Although the row has distracted attention from the economy, last week the IMF concluded a review of the country's progress towards fiscal targets and said agreement had been reached to make available the next installment of a €5bn precautionary loan. Romania is yet to draw on any of the money. The Washington-based IMF predicted that the economy would grow 0.9 per cent in 2012, down from an earlier estimate of 1.5 per cent.
Referendum result 'the worst' for Romania
There were no winners or losers in Romania's referendum – and the country has more important things to do than paralyse itself with domestic in-fighting, writes Hannes Swoboda
Minimum turnout was imposed from outside.
I know and many people knows that in the UK, the US and other important western democracies - there is no minimum turnout rule, Especially 50 per cent.
The British parliament's constitutional matters representative ruled out this kind of proposal in 2011, because of the undemocratic nature of the possibility that a minority could rally behind the absents and militate for a boycott. This happened with the Romanian referendum. Was this democratic? Is that what democracy is all about? Winning by calling for abstentism?
I robot - Leva
In one of the previous responses, from August 5, the constitutional court of Romania said that 'a blocking majority' can be formed out of the absents plus the boycotting minority - to win the referendum by absenteeism. Is that democratic? I think not. Why is it that the EU or other old democracies doesn't say anything about that?
I robot - Leva
Romania has approximately 18 million voters.

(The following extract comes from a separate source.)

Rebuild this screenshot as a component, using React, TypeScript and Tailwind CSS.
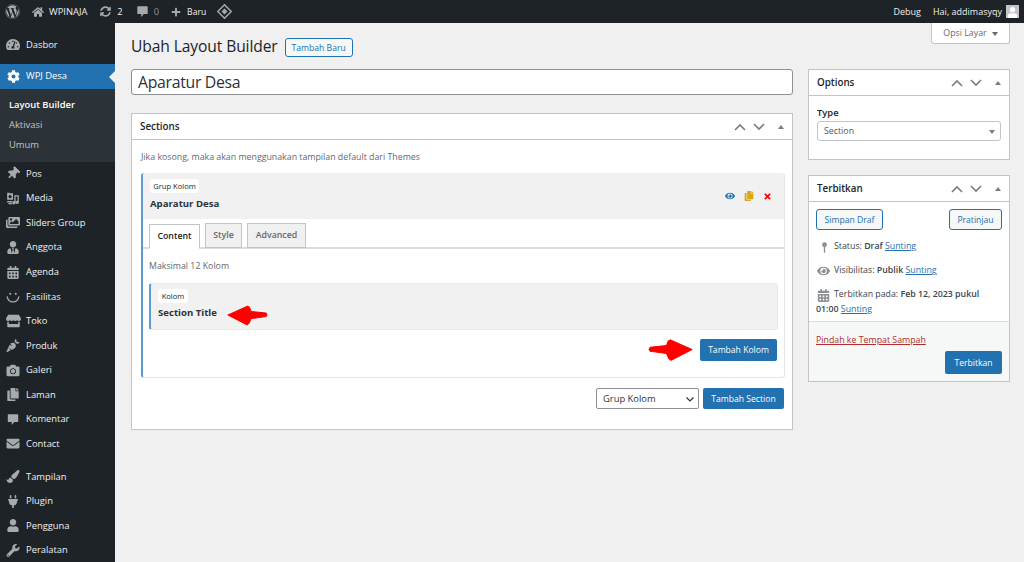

In the 2009 presidential elections 10 million people voted, 54 per cent of all voters. Basecu won by receiving 50.33 per cent of the vote, approximately five million. He won by only 70,000 votes.
In the 2012 referendum vote, 8.5 million people voted, 46 per cent of all voters, and 7.5 million voted against the president.
So in 2009 5 million voted for Basescu, and in 2012 7.5 million voted against Basescu.
The fact that the referendum required at least 50 per cent of registered voters for the act to be valid is totally undemocratic.
When the voting percentage in the previous presidential election was only 54 per cent, the 50 per cent voter requirement for the referendum is automatically in favour of Basescu because he also got the support of those who would not have gone voting anyway - roughly 45 per cent if you use the 2009 presidential election as a reference.
In addition to the non-voters who did not care either way, all Basescu needed was to stop an addtional 5 per cent of the voters to boycott the referendum and it would be invalid.
In a democracy, how can the president tell people not to vote? In a democracy, how can something be decided by not voting? In a democracy, how can the other side be given a 45 per cent lead in a vote?
There has never been a vote where there is 100 per cent voter participation. People do not go to vote mostly because they do not care. Then there are those who do not go to vote because the really want to boycott. But the actual result is decided by those who vote. I cannot understand why the foreign leaders and press ignore this fact. What happened was not democratic.